* **Problem details**:
Look through the lines below and extract each one that contains "React".

* **Dataset content**:

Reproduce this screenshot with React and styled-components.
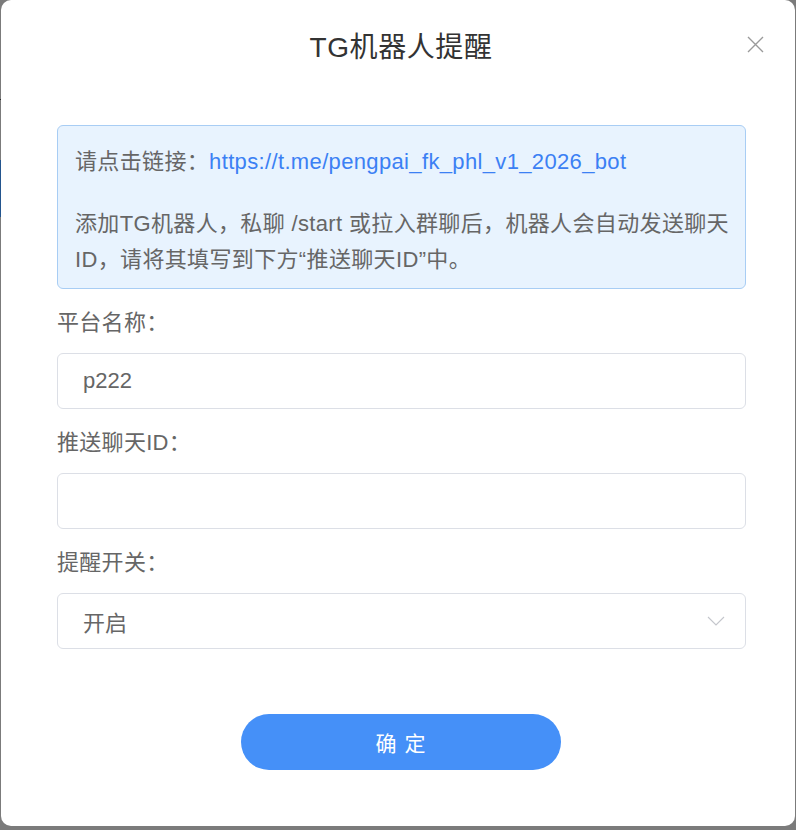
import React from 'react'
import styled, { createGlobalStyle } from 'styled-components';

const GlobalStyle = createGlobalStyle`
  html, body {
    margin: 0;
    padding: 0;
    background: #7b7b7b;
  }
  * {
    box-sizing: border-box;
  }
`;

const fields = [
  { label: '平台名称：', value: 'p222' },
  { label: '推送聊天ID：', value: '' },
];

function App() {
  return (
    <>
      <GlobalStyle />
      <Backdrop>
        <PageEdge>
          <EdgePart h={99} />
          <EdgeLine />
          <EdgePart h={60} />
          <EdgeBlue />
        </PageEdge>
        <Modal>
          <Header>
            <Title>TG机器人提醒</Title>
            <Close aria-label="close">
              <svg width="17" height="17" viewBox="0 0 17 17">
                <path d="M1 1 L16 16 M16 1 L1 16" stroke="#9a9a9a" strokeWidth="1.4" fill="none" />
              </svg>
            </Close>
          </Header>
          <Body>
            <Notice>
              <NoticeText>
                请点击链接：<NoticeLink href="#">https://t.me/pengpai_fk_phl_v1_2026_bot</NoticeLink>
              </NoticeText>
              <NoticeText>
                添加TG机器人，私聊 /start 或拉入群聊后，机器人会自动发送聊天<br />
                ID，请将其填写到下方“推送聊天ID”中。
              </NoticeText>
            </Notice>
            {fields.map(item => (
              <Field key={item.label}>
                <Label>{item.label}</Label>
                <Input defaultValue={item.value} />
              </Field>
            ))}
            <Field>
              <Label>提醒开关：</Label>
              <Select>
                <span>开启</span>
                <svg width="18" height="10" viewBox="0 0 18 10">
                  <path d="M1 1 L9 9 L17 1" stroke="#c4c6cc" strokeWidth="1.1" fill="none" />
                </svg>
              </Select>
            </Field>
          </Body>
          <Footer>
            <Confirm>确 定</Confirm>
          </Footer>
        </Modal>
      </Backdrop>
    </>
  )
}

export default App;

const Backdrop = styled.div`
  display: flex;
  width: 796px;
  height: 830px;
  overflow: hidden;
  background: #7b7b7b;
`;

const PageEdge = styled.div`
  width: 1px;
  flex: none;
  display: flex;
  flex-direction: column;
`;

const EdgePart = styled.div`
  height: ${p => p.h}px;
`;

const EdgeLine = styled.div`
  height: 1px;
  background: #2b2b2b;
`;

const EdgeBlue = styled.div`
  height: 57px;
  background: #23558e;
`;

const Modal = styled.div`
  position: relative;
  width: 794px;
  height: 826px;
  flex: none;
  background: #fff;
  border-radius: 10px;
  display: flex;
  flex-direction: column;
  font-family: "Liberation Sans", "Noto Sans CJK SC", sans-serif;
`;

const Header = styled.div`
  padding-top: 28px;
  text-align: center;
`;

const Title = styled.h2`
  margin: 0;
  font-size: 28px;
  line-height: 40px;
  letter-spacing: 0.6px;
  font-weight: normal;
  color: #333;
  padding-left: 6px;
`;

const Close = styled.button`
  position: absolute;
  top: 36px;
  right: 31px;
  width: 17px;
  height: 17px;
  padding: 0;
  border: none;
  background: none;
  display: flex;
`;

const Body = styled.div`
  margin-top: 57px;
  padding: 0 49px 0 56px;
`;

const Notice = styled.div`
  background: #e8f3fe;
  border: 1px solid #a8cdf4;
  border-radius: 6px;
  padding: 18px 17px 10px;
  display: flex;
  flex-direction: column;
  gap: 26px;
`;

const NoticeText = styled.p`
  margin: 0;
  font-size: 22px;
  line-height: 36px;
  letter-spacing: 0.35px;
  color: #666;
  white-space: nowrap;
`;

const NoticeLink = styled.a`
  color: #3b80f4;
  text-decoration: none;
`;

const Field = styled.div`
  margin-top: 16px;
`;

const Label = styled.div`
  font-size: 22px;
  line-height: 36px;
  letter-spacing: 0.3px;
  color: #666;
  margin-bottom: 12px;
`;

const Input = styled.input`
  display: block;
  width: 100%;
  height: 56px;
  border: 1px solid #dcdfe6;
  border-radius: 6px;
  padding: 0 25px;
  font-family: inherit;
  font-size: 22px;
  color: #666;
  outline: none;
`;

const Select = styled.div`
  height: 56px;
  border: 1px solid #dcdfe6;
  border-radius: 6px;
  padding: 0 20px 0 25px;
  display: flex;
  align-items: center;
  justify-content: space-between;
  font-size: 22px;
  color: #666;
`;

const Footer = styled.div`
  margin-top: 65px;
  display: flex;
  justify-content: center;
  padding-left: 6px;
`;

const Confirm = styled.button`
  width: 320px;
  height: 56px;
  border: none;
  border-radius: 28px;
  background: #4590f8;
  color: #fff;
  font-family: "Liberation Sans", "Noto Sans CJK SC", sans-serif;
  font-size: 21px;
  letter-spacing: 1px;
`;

* **Answer to the problem**:
Reproduce this screenshot with React and styled-components.
import React from 'react'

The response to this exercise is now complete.